Some patients may not be able to afford co-payments of 50-dollars a month, and Ostrem says the center may find a grant to cover all or most of that cost. “We might be saving that patient over the course of a year $1,000 to $2,000,” she says, “but then there are these patients who need the expensive chemotherapy infusions that run $30,000 a month. We might be saving those patients over a quarter of a million dollars a year by getting that medication for them at no cost.” It’s an exceptionally rewarding job, Ostrem says, knowing you’re helping people financially while the medications help them physically.

“We’re not saving the hospital any money. We’re not receiving any money from any of these programs. It’s all completely patient savings,” Ostrem says. “At the end of the day, it’s a feel-good job. Patients are very appreciative of what we can do for them. You know that people are cutting down on doses or not taking their doses or trying to decide if they’re going to pay for food or they’re going to pay for medicine.”

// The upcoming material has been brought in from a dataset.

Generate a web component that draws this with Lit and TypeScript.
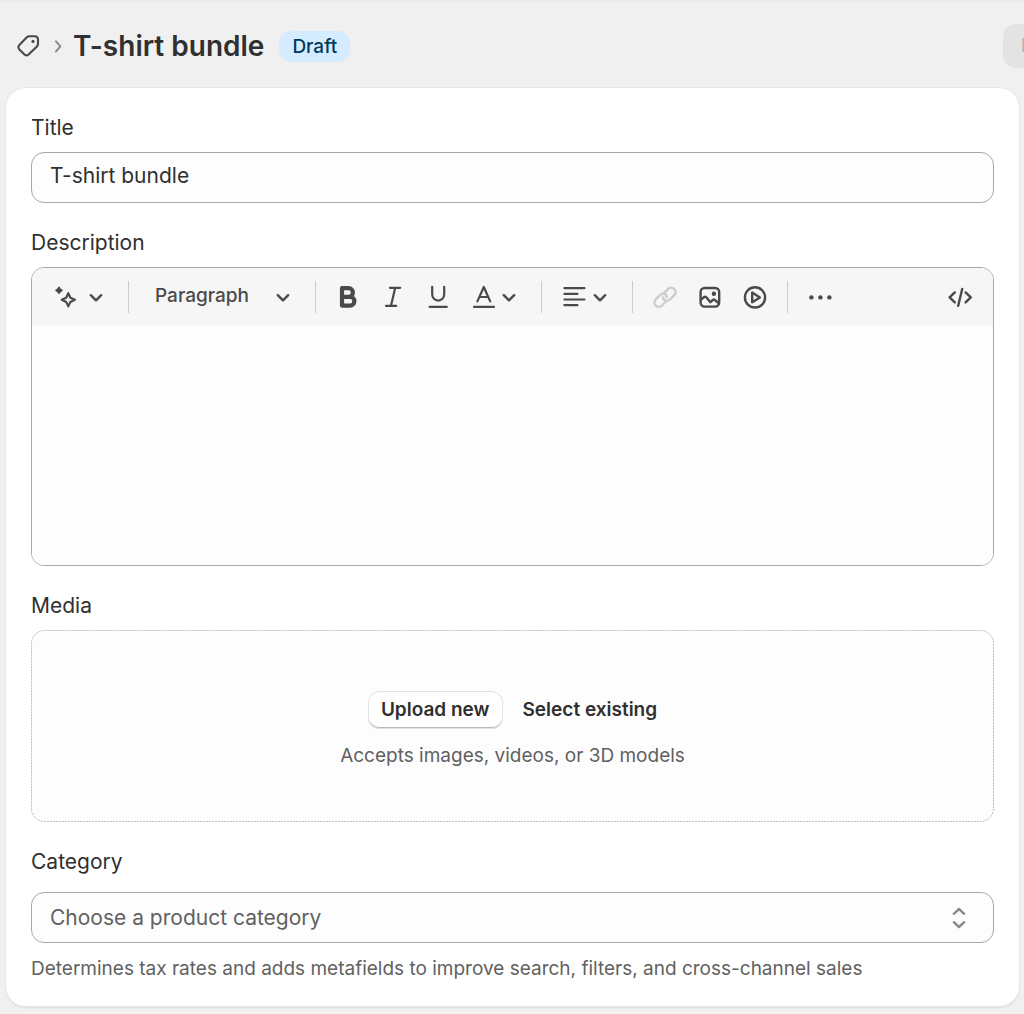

The center is able to save money through free drug programs offered by pharmaceutical companies, as well as copay assistance programs and grants. Ostrem says there’s also SafeNet R-X, based in Grimes, a non-profit that’s main goal is to help Iowans to afford their medications. “The main way that they do that is by accepting donated medications,” she says. “They do have to be in date. They have to be sealed. They don’t do anything refrigerated and no controlled substances. And then they work with a network of partner pharmacies in the state of Iowa to dispense those medications to patients at no charge.”

Ostrem, who graduated from the U-I College of Pharmacy in 1986, says she’s seen remarkable changes in health care since she was a student on the Iowa City campus. While the program saved patients almost 70-million dollars last year, the savings was just under eight-million dollars a decade ago. She says much of that is due to the rising cost of pharmaceuticals.